**Stated goal**
Make an exact copy of the data below, leaving out every picture.

**Supplied data**
▼▼▼

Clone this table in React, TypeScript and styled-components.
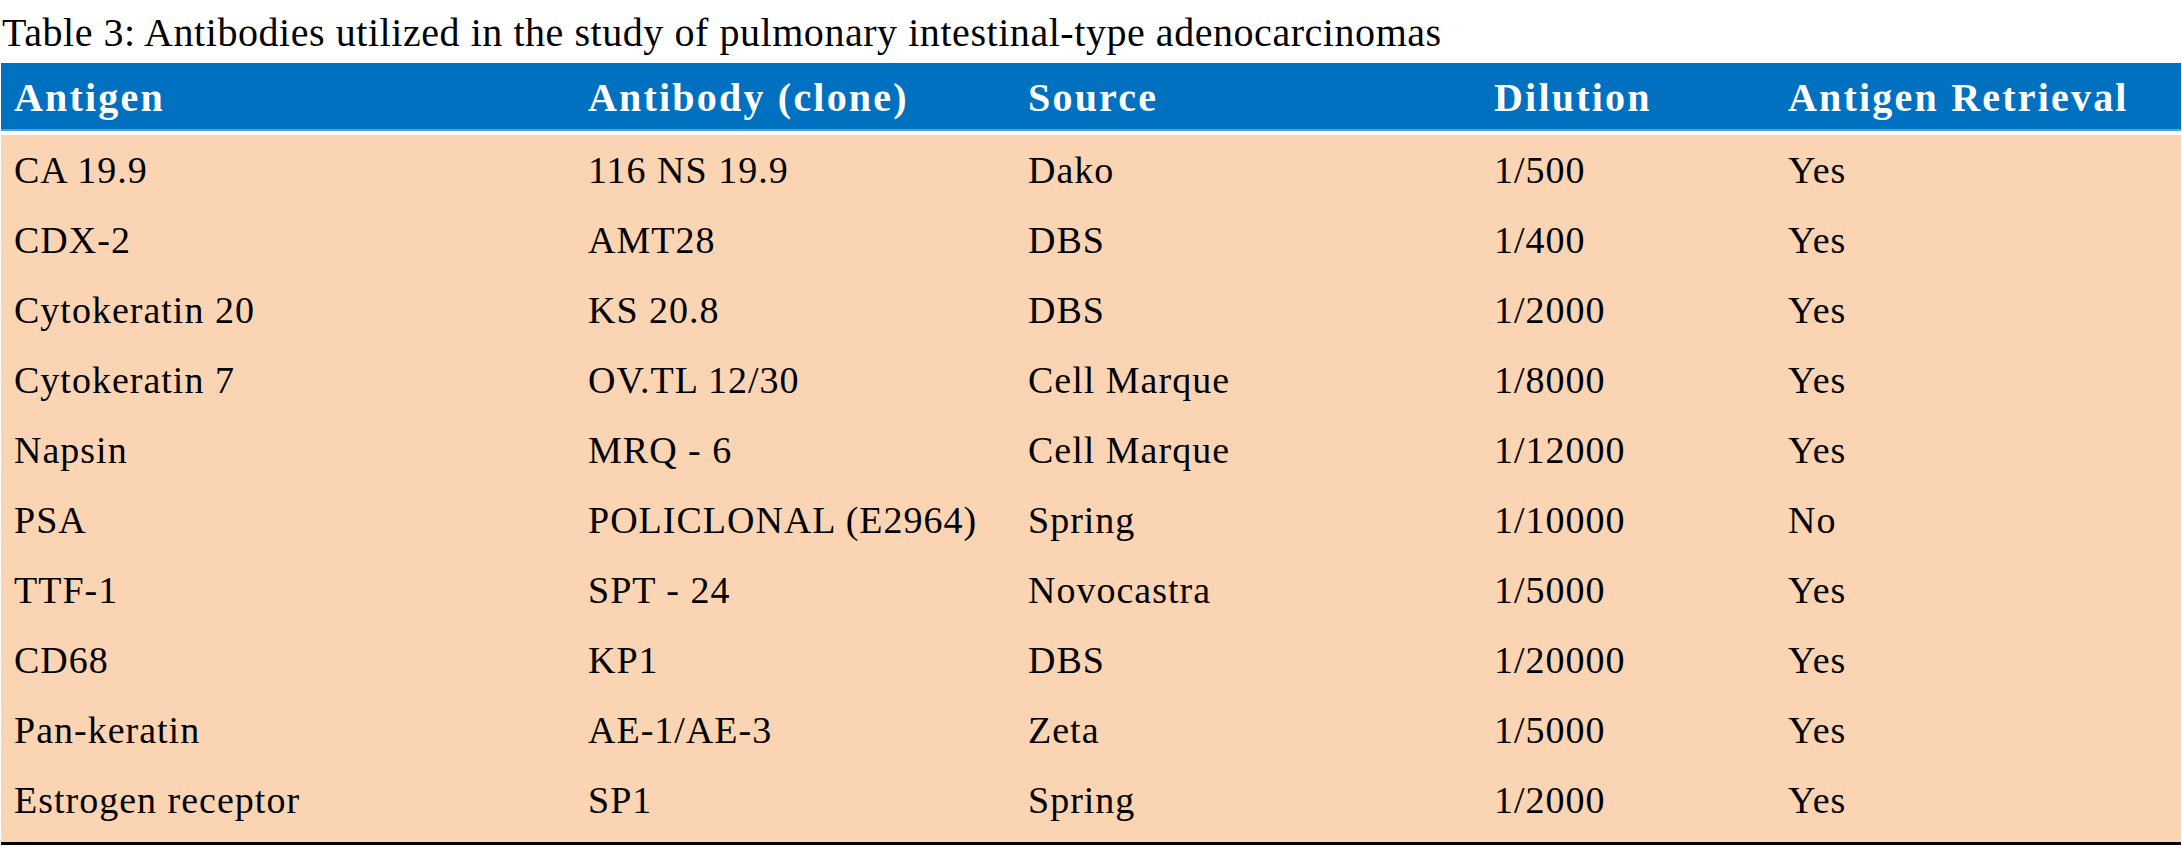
import {FC} from 'react';
import styled, {createGlobalStyle} from 'styled-components';

const GlobalStyle = createGlobalStyle`
  html, body {
    margin: 0;
    padding: 0;
    background: #ffffff;
  }
`;

const Page = styled.div`
  padding: 0 1px;

  font-family: 'Liberation Serif', 'DejaVu Serif', serif;
  color: #000000;
`;

const Caption = styled.div`
  height: 60px;
  padding-top: 3px;
  padding-left: 1px;

  font-size: 40px;
  letter-spacing: 0.55px;
  line-height: 60px;
  white-space: nowrap;
`;

const Table = styled.table`
  width: 2180px;

  border-collapse: separate;
  border-spacing: 0;
  table-layout: fixed;
`;

const HeadCell = styled.th<{$width: number}>`
  width: ${({$width}) => $width}px;
  height: 68px;
  padding: 2px 0 0 13px;

  box-sizing: border-box;

  font-size: 40px;
  font-weight: 700;
  letter-spacing: 2.2px;
  text-align: left;
  white-space: nowrap;

  color: #ffffff;
  background: #0070c0;
  border-bottom: 2px solid #4fa1dc;
`;

const Row = styled.tr`
  td {
    height: 70px;
  }

  &:first-child td {
    height: 74px;
    border-top: 4px solid #ffffff;
  }

  &:last-child td {
    height: 80px;
    padding-bottom: 7px;
    border-bottom: 3px solid #000000;
  }
`;

const Cell = styled.td`
  padding: 0 0 0 13px;

  box-sizing: border-box;

  font-size: 38px;
  letter-spacing: 1px;
  white-space: nowrap;
  vertical-align: middle;

  background: #fbd4b4;
`;

const columns = [
  {label: 'Antigen', width: 574},
  {label: 'Antibody (clone)', width: 440},
  {label: 'Source', width: 466},
  {label: 'Dilution', width: 294},
  {label: 'Antigen Retrieval', width: 406},
];

const rows = [
  ['CA 19.9', '116 NS 19.9', 'Dako', '1/500', 'Yes'],
  ['CDX-2', 'AMT28', 'DBS', '1/400', 'Yes'],
  ['Cytokeratin 20', 'KS 20.8', 'DBS', '1/2000', 'Yes'],
  ['Cytokeratin 7', 'OV.TL 12/30', 'Cell Marque', '1/8000', 'Yes'],
  ['Napsin', 'MRQ - 6', 'Cell Marque', '1/12000', 'Yes'],
  ['PSA', 'POLICLONAL (E2964)', 'Spring', '1/10000', 'No'],
  ['TTF-1', 'SPT - 24', 'Novocastra', '1/5000', 'Yes'],
  ['CD68', 'KP1', 'DBS', '1/20000', 'Yes'],
  ['Pan-keratin', 'AE-1/AE-3', 'Zeta', '1/5000', 'Yes'],
  ['Estrogen receptor', 'SP1', 'Spring', '1/2000', 'Yes'],
];

const App: FC = () => (
  <Page>
    <GlobalStyle />
    <Caption>Table 3: Antibodies utilized in the study of pulmonary intestinal-type adenocarcinomas</Caption>
    <Table>
      <thead>
        <tr>
          {columns.map(col => (
            <HeadCell key={col.label} $width={col.width}>
              {col.label}
            </HeadCell>
          ))}
        </tr>
      </thead>
      <tbody>
        {rows.map(row => (
          <Row key={row[0]}>
            {row.map((value, i) => (
              <Cell key={i}>{value}</Cell>
            ))}
          </Row>
        ))}
      </tbody>
    </Table>
  </Page>
);

export default App;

▲▲▲

**Result below**
Clone this table in React, TypeScript and styled-components.
import {FC} from 'react';
import styled, {createGlobalStyle} from 'styled-components';

const GlobalStyle = createGlobalStyle`
  html, body {
    margin: 0;
    padding: 0;
    background: #ffffff;
  }
`;

const Page = styled.div`
  padding: 0 1px;

  font-family: 'Liberation Serif', 'DejaVu Serif', serif;
  color: #000000;
`;

const Caption = styled.div`
  height: 60px;
  padding-top: 3px;
  padding-left: 1px;

  font-size: 40px;
  letter-spacing: 0.55px;
  line-height: 60px;
  white-space: nowrap;
`;

const Table = styled.table`
  width: 2180px;

  border-collapse: separate;
  border-spacing: 0;
  table-layout: fixed;
`;

const HeadCell = styled.th<{$width: number}>`
  width: ${({$width}) => $width}px;
  height: 68px;
  padding: 2px 0 0 13px;

  box-sizing: border-box;

  font-size: 40px;
  font-weight: 700;
  letter-spacing: 2.2px;
  text-align: left;
  white-space: nowrap;

  color: #ffffff;
  background: #0070c0;
  border-bottom: 2px solid #4fa1dc;
`;

const Row = styled.tr`
  td {
    height: 70px;
  }

  &:first-child td {
    height: 74px;
    border-top: 4px solid #ffffff;
  }

  &:last-child td {
    height: 80px;
    padding-bottom: 7px;
    border-bottom: 3px solid #000000;
  }
`;

const Cell = styled.td`
  padding: 0 0 0 13px;

  box-sizing: border-box;

  font-size: 38px;
  letter-spacing: 1px;
  white-space: nowrap;
  vertical-align: middle;

  background: #fbd4b4;
`;

const columns = [
  {label: 'Antigen', width: 574},
  {label: 'Antibody (clone)', width: 440},
  {label: 'Source', width: 466},
  {label: 'Dilution', width: 294},
  {label: 'Antigen Retrieval', width: 406},
];

const rows = [
  ['CA 19.9', '116 NS 19.9', 'Dako', '1/500', 'Yes'],
  ['CDX-2', 'AMT28', 'DBS', '1/400', 'Yes'],
  ['Cytokeratin 20', 'KS 20.8', 'DBS', '1/2000', 'Yes'],
  ['Cytokeratin 7', 'OV.TL 12/30', 'Cell Marque', '1/8000', 'Yes'],
  ['Napsin', 'MRQ - 6', 'Cell Marque', '1/12000', 'Yes'],
  ['PSA', 'POLICLONAL (E2964)', 'Spring', '1/10000', 'No'],
  ['TTF-1', 'SPT - 24', 'Novocastra', '1/5000', 'Yes'],
  ['CD68', 'KP1', 'DBS', '1/20000', 'Yes'],
  ['Pan-keratin', 'AE-1/AE-3', 'Zeta', '1/5000', 'Yes'],
  ['Estrogen receptor', 'SP1', 'Spring', '1/2000', 'Yes'],
];

const App: FC = () => (
  <Page>
    <GlobalStyle />
    <Caption>Table 3: Antibodies utilized in the study of pulmonary intestinal-type adenocarcinomas</Caption>
    <Table>
      <thead>
        <tr>
          {columns.map(col => (
            <HeadCell key={col.label} $width={col.width}>
              {col.label}
            </HeadCell>
          ))}
        </tr>
      </thead>
      <tbody>
        {rows.map(row => (
          <Row key={row[0]}>
            {row.map((value, i) => (
              <Cell key={i}>{value}</Cell>
            ))}
          </Row>
        ))}
      </tbody>
    </Table>
  </Page>
);

export default App;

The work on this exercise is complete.